Four ways to keep your sanity and be productive when your boss is not consistent

QUESTION FROM SOUTH CAROLINA: What do you do when top level leadership communication strategies are inconsistent with the new strategy that was actually approved by the same top level leadership which continues to result in more confusion?

Sadly, your question is not uncommon. But, don’t lose hope. You’re not at a dead end. 

Growth, vision and strategy shifts or structural transitions can create problematic confusion for the teams supporting day to day operations. The best intentions and plans inadvertently get sabotaged and leaders get tripped up in a couple of super slippery areas. 

  • Ambiguity. It’s more tolerable, and even productive, at an executive level, but no so much on the ground level. Commitment to a distinct compass is essential to team success.
  • Habits. Aspirational values don’t get lived out in operational behavior. People are stuck in old habits and behaviors. It takes new muscles to bring new movement.

While you may not be in an authoritative position to make organizational decisions, there are things you can do to raise your EQ and develop the soft skills needed navigate the complexities of your environment. When you’re a little overwhelmed, a lot fatigued and discouraged overall; lean into these four key themes to productively navigate your day-to-day responsibilities. 

  1. Redefine the win. If you're not able to move things forward at the current time, at least you can prevent it from going backwards. Look for a few key places where your insight, equity and wisdom affords you a spot to speak up and play the contrarian. Throw a flag when you see foul. Leaders make bad decisions with bad information. So, whenever you have the chance to help course correct with good information--do it. You may not be in charge, but you have the power to propose

  2. Channel energy and activity to be hurricane proof. In other words, build systems to withstand or bend with chaos around them. Build in extra conversation time when you’re scoping projects. When there is clarity and everyone is operating on the same page, you can operate at a pretty fast, efficient pace. But, in the absence of clarity, people are on a different page and it takes times to chase down details, double back on incongruences and bring people together. Plan around the reality that things won’t work like a well oiled machine. Your time might not be spent on efficient projects, but effective conversations. It feels slower because it is. But, that doesn’t mean it’s not working. Make the space for it.

  3. Expose what's hidden. Even though it feels like it, it's not personal. Attack the issues, not people. The only way to prevent multiple truths from proliferating and teams/projects going sideways is get everyone in one room and pull the issues out on the table. Set up a meeting for key stakeholders and decision makers, buy them some coffee and break it down. Outline the definition, perception, expectation and trust gaps that are sabotaging team success and project buy-in. You can’t address the gaps until you expose them. Once key hidden issues are out in the open, things can start to turn the other way. It won't be easy, but it has a chance to head in the right direction.

  4. Hit the reset button.
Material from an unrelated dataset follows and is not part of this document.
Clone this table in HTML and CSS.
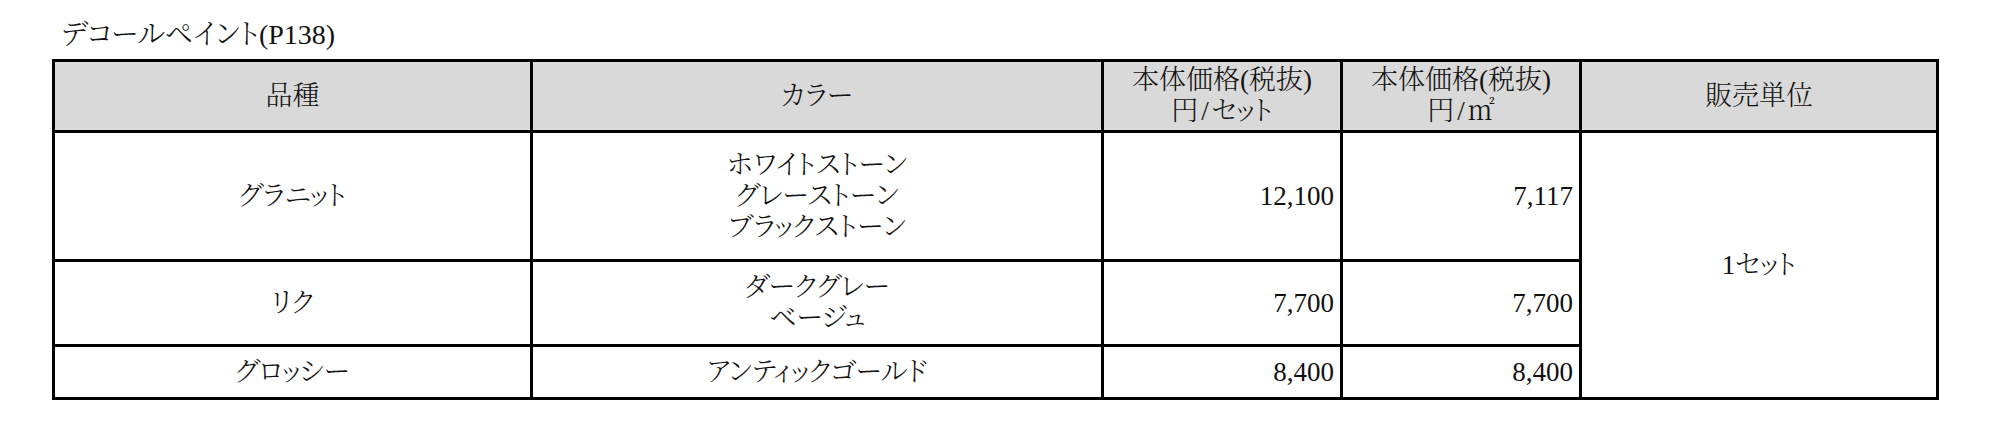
FILE: index.html
```html
<!DOCTYPE html>
<html lang="ja">
<head>
<meta charset="utf-8">
<title>デコールペイント</title>
<link rel="stylesheet" href="styles.css">
</head>
<body>
<div class="page">
  <h2 class="title">デコールペイント(P138)</h2>
  <table class="price">
    <colgroup>
      <col class="c-kind">
      <col class="c-color">
      <col class="c-set">
      <col class="c-m2">
      <col class="c-unit">
    </colgroup>
    <thead>
      <tr class="r-head">
        <th>品種</th>
        <th>カラー</th>
        <th>本体価格(税抜)<br>円<span class="slash">/</span>セット</th>
        <th>本体価格(税抜)<br>円<span class="slash">/</span>㎡</th>
        <th>販売単位</th>
      </tr>
    </thead>
    <tbody>
      <tr class="r-1">
        <td class="center">グラニット</td>
        <td class="center">ホワイトストーン<br>グレーストーン<br>ブラックストーン</td>
        <td class="num">12,100</td>
        <td class="num">7,117</td>
        <td class="center" rowspan="3">1セット</td>
      </tr>
      <tr class="r-2">
        <td class="center">リク</td>
        <td class="center">ダークグレー<br>ベージュ</td>
        <td class="num">7,700</td>
        <td class="num">7,700</td>
      </tr>
      <tr class="r-3">
        <td class="center">グロッシー</td>
        <td class="center">アンティックゴールド</td>
        <td class="num">8,400</td>
        <td class="num">8,400</td>
      </tr>
    </tbody>
  </table>
</div>
</body>
</html>
```
FILE: styles.css
```css
html, body {
  margin: 0;
  padding: 0;
  background: #ffffff;
}

body {
  font-family: "Liberation Serif", "Noto Serif CJK JP", "Noto Sans CJK JP", serif;
  color: #111111;
  font-feature-settings: "palt";
}

.page {
  padding: 18px 0 0 52px;
}

.title {
  margin: 0 0 8px 9px;
  font-size: 28px;
  font-weight: 300;
  line-height: 33px;
  letter-spacing: 0;
}

.price {
  border-collapse: collapse;
  table-layout: fixed;
  width: 1887px;
  font-size: 27px;
  font-weight: 300;
  line-height: 31px;
}

.c-kind { width: 478px; }
.c-color { width: 571px; }
.c-set { width: 239px; }
.c-m2 { width: 239px; }
.c-unit { width: 357px; }

.price th,
.price td {
  border: 3px solid #000000;
  padding: 0 6px;
  vertical-align: middle;
}

.price th {
  background: #d9d9d9;
  font-weight: 300;
  text-align: center;
}

.slash {
  margin: 0 3px;
}

.r-head { height: 71px; }
.r-1 { height: 129px; }
.r-2 { height: 85px; }
.r-3 { height: 53px; }

.center { text-align: center; }
.num { text-align: right; }
```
When you feel your blood pressure rising, give yourself a timeout, breathe deep and remind yourself no one is intentionally trying to make your life and job miserable. Try to view the situation from a different perspective. Do your part to share concrete examples of circumstances that contradict the new strategy. Develop 3-5 reasons how the inconsistency is hurting the team and not meeting objectives. Share your goal for clarity and greater team/staff cohesiveness. Make it clear that you believe the best in those around you but are trying to understand the strategy delineations. Be humble. Remember, when you do speak up, you're not instigating conflict, just perspective. You’ve got a different vantage point and you’re seeking to understand and contribute to the whole, healthy picture.

Communication challenges can deteriorate trust between teams, reinforce counterproductive silos, waste resources and grow discouragement. Focus on what you can do to be a productive piece of the puzzle. 

Remember this advice is evergreen. You can lean into it on tough days or tough seasons. At each decision point, determine what is in and out of your control. Be brave, be respectful and be encouraged knowing that things can change. It may just take a little time.